Information shown.
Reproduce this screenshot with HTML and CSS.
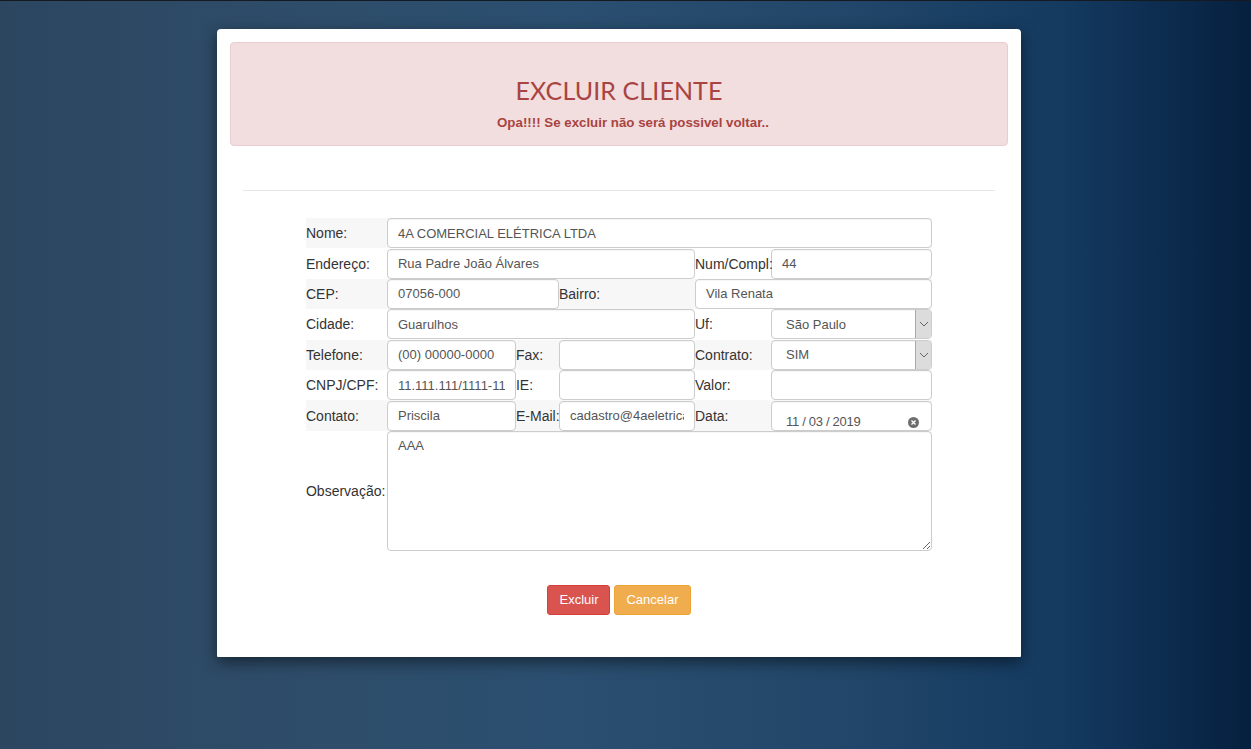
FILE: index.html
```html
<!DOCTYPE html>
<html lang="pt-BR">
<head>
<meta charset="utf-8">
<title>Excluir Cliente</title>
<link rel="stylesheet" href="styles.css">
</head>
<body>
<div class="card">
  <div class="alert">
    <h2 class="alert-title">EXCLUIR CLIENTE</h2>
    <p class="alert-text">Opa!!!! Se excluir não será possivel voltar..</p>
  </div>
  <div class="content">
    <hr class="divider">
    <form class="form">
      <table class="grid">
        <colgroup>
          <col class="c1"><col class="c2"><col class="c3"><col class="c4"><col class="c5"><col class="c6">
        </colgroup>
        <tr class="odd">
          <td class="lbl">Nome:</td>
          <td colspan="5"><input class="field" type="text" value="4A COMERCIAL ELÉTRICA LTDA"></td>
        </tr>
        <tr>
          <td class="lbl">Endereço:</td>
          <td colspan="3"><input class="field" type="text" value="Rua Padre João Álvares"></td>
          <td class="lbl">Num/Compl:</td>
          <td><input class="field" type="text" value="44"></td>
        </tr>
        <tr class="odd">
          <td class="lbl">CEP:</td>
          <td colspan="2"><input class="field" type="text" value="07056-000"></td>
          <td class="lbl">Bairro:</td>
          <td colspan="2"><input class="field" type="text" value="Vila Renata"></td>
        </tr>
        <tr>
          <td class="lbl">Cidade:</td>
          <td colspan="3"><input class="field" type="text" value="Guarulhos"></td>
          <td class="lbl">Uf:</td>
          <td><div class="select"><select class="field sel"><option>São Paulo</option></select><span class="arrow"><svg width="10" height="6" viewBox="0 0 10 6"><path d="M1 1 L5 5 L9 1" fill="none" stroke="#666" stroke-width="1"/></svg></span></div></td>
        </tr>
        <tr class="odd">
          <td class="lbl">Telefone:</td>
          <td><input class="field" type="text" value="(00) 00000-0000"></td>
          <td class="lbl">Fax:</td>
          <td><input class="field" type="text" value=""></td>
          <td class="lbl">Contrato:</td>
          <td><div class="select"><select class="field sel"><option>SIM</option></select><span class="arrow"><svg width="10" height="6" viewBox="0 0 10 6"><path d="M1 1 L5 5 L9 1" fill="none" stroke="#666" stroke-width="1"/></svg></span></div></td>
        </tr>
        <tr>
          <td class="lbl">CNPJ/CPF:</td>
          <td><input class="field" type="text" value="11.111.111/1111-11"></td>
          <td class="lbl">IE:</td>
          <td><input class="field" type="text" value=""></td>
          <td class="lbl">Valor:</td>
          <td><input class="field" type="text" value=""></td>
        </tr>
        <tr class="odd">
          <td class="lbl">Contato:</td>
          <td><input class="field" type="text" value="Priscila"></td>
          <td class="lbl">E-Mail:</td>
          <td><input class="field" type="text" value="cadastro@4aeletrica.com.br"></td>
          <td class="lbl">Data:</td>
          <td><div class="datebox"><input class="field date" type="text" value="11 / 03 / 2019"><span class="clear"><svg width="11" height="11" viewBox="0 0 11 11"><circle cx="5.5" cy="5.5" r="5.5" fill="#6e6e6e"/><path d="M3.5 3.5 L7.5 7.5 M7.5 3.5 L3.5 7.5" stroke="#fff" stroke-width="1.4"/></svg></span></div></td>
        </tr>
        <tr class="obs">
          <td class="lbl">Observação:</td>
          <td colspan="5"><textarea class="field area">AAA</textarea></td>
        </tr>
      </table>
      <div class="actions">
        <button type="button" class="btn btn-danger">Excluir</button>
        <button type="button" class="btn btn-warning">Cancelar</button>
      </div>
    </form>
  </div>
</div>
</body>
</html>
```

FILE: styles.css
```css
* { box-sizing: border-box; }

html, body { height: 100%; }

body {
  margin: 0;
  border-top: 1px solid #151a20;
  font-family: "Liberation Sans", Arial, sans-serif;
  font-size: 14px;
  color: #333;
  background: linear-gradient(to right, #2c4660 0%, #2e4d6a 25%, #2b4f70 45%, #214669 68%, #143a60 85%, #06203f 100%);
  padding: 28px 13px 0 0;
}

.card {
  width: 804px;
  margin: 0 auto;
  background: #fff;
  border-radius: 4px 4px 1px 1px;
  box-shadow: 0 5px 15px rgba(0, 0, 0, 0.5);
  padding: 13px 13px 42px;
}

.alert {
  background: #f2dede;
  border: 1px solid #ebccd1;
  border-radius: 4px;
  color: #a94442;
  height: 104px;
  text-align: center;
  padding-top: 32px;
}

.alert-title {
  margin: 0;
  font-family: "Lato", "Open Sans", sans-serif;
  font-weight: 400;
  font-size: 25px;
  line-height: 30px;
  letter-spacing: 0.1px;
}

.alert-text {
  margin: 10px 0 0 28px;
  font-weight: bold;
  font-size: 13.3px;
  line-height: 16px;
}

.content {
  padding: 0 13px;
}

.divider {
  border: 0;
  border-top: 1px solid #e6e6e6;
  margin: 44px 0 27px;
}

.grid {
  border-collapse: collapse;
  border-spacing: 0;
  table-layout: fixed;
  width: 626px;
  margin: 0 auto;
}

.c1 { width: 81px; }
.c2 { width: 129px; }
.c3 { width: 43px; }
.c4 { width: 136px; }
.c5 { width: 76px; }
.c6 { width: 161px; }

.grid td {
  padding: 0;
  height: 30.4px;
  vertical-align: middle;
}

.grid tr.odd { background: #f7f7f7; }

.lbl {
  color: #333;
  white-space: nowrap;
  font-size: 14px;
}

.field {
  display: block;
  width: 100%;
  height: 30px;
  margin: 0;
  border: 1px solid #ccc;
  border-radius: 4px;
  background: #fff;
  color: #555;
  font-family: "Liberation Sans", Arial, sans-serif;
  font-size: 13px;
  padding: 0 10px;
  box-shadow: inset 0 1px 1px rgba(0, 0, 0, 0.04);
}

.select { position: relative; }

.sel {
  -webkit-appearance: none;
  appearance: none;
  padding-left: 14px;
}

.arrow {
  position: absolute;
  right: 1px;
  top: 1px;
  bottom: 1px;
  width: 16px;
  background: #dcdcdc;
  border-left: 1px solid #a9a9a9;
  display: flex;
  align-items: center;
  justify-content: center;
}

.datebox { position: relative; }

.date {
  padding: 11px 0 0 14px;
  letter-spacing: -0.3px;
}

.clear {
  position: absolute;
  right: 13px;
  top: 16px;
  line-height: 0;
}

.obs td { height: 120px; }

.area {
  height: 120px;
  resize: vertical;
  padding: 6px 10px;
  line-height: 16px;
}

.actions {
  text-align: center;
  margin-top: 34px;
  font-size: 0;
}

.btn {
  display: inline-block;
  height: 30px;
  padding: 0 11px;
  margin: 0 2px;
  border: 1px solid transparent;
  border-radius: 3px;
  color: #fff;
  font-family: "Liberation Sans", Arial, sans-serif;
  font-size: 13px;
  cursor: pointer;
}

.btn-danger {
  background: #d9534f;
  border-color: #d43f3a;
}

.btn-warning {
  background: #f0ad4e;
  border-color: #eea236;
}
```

Required work. The data above needs to be retyped exactly, with the images left out.

Response to this task.
Reproduce this screenshot with HTML and CSS.
FILE: index.html
```html
<!DOCTYPE html>
<html lang="pt-BR">
<head>
<meta charset="utf-8">
<title>Excluir Cliente</title>
<link rel="stylesheet" href="styles.css">
</head>
<body>
<div class="card">
  <div class="alert">
    <h2 class="alert-title">EXCLUIR CLIENTE</h2>
    <p class="alert-text">Opa!!!! Se excluir não será possivel voltar..</p>
  </div>
  <div class="content">
    <hr class="divider">
    <form class="form">
      <table class="grid">
        <colgroup>
          <col class="c1"><col class="c2"><col class="c3"><col class="c4"><col class="c5"><col class="c6">
        </colgroup>
        <tr class="odd">
          <td class="lbl">Nome:</td>
          <td colspan="5"><input class="field" type="text" value="4A COMERCIAL ELÉTRICA LTDA"></td>
        </tr>
        <tr>
          <td class="lbl">Endereço:</td>
          <td colspan="3"><input class="field" type="text" value="Rua Padre João Álvares"></td>
          <td class="lbl">Num/Compl:</td>
          <td><input class="field" type="text" value="44"></td>
        </tr>
        <tr class="odd">
          <td class="lbl">CEP:</td>
          <td colspan="2"><input class="field" type="text" value="07056-000"></td>
          <td class="lbl">Bairro:</td>
          <td colspan="2"><input class="field" type="text" value="Vila Renata"></td>
        </tr>
        <tr>
          <td class="lbl">Cidade:</td>
          <td colspan="3"><input class="field" type="text" value="Guarulhos"></td>
          <td class="lbl">Uf:</td>
          <td><div class="select"><select class="field sel"><option>São Paulo</option></select><span class="arrow"><svg width="10" height="6" viewBox="0 0 10 6"><path d="M1 1 L5 5 L9 1" fill="none" stroke="#666" stroke-width="1"/></svg></span></div></td>
        </tr>
        <tr class="odd">
          <td class="lbl">Telefone:</td>
          <td><input class="field" type="text" value="(00) 00000-0000"></td>
          <td class="lbl">Fax:</td>
          <td><input class="field" type="text" value=""></td>
          <td class="lbl">Contrato:</td>
          <td><div class="select"><select class="field sel"><option>SIM</option></select><span class="arrow"><svg width="10" height="6" viewBox="0 0 10 6"><path d="M1 1 L5 5 L9 1" fill="none" stroke="#666" stroke-width="1"/></svg></span></div></td>
        </tr>
        <tr>
          <td class="lbl">CNPJ/CPF:</td>
          <td><input class="field" type="text" value="11.111.111/1111-11"></td>
          <td class="lbl">IE:</td>
          <td><input class="field" type="text" value=""></td>
          <td class="lbl">Valor:</td>
          <td><input class="field" type="text" value=""></td>
        </tr>
        <tr class="odd">
          <td class="lbl">Contato:</td>
          <td><input class="field" type="text" value="Priscila"></td>
          <td class="lbl">E-Mail:</td>
          <td><input class="field" type="text" value="cadastro@4aeletrica.com.br"></td>
          <td class="lbl">Data:</td>
          <td><div class="datebox"><input class="field date" type="text" value="11 / 03 / 2019"><span class="clear"><svg width="11" height="11" viewBox="0 0 11 11"><circle cx="5.5" cy="5.5" r="5.5" fill="#6e6e6e"/><path d="M3.5 3.5 L7.5 7.5 M7.5 3.5 L3.5 7.5" stroke="#fff" stroke-width="1.4"/></svg></span></div></td>
        </tr>
        <tr class="obs">
          <td class="lbl">Observação:</td>
          <td colspan="5"><textarea class="field area">AAA</textarea></td>
        </tr>
      </table>
      <div class="actions">
        <button type="button" class="btn btn-danger">Excluir</button>
        <button type="button" class="btn btn-warning">Cancelar</button>
      </div>
    </form>
  </div>
</div>
</body>
</html>
```

FILE: styles.css
```css
* { box-sizing: border-box; }

html, body { height: 100%; }

body {
  margin: 0;
  border-top: 1px solid #151a20;
  font-family: "Liberation Sans", Arial, sans-serif;
  font-size: 14px;
  color: #333;
  background: linear-gradient(to right, #2c4660 0%, #2e4d6a 25%, #2b4f70 45%, #214669 68%, #143a60 85%, #06203f 100%);
  padding: 28px 13px 0 0;
}

.card {
  width: 804px;
  margin: 0 auto;
  background: #fff;
  border-radius: 4px 4px 1px 1px;
  box-shadow: 0 5px 15px rgba(0, 0, 0, 0.5);
  padding: 13px 13px 42px;
}

.alert {
  background: #f2dede;
  border: 1px solid #ebccd1;
  border-radius: 4px;
  color: #a94442;
  height: 104px;
  text-align: center;
  padding-top: 32px;
}

.alert-title {
  margin: 0;
  font-family: "Lato", "Open Sans", sans-serif;
  font-weight: 400;
  font-size: 25px;
  line-height: 30px;
  letter-spacing: 0.1px;
}

.alert-text {
  margin: 10px 0 0 28px;
  font-weight: bold;
  font-size: 13.3px;
  line-height: 16px;
}

.content {
  padding: 0 13px;
}

.divider {
  border: 0;
  border-top: 1px solid #e6e6e6;
  margin: 44px 0 27px;
}

.grid {
  border-collapse: collapse;
  border-spacing: 0;
  table-layout: fixed;
  width: 626px;
  margin: 0 auto;
}

.c1 { width: 81px; }
.c2 { width: 129px; }
.c3 { width: 43px; }
.c4 { width: 136px; }
.c5 { width: 76px; }
.c6 { width: 161px; }

.grid td {
  padding: 0;
  height: 30.4px;
  vertical-align: middle;
}

.grid tr.odd { background: #f7f7f7; }

.lbl {
  color: #333;
  white-space: nowrap;
  font-size: 14px;
}

.field {
  display: block;
  width: 100%;
  height: 30px;
  margin: 0;
  border: 1px solid #ccc;
  border-radius: 4px;
  background: #fff;
  color: #555;
  font-family: "Liberation Sans", Arial, sans-serif;
  font-size: 13px;
  padding: 0 10px;
  box-shadow: inset 0 1px 1px rgba(0, 0, 0, 0.04);
}

.select { position: relative; }

.sel {
  -webkit-appearance: none;
  appearance: none;
  padding-left: 14px;
}

.arrow {
  position: absolute;
  right: 1px;
  top: 1px;
  bottom: 1px;
  width: 16px;
  background: #dcdcdc;
  border-left: 1px solid #a9a9a9;
  display: flex;
  align-items: center;
  justify-content: center;
}

.datebox { position: relative; }

.date {
  padding: 11px 0 0 14px;
  letter-spacing: -0.3px;
}

.clear {
  position: absolute;
  right: 13px;
  top: 16px;
  line-height: 0;
}

.obs td { height: 120px; }

.area {
  height: 120px;
  resize: vertical;
  padding: 6px 10px;
  line-height: 16px;
}

.actions {
  text-align: center;
  margin-top: 34px;
  font-size: 0;
}

.btn {
  display: inline-block;
  height: 30px;
  padding: 0 11px;
  margin: 0 2px;
  border: 1px solid transparent;
  border-radius: 3px;
  color: #fff;
  font-family: "Liberation Sans", Arial, sans-serif;
  font-size: 13px;
  cursor: pointer;
}

.btn-danger {
  background: #d9534f;
  border-color: #d43f3a;
}

.btn-warning {
  background: #f0ad4e;
  border-color: #eea236;
}
```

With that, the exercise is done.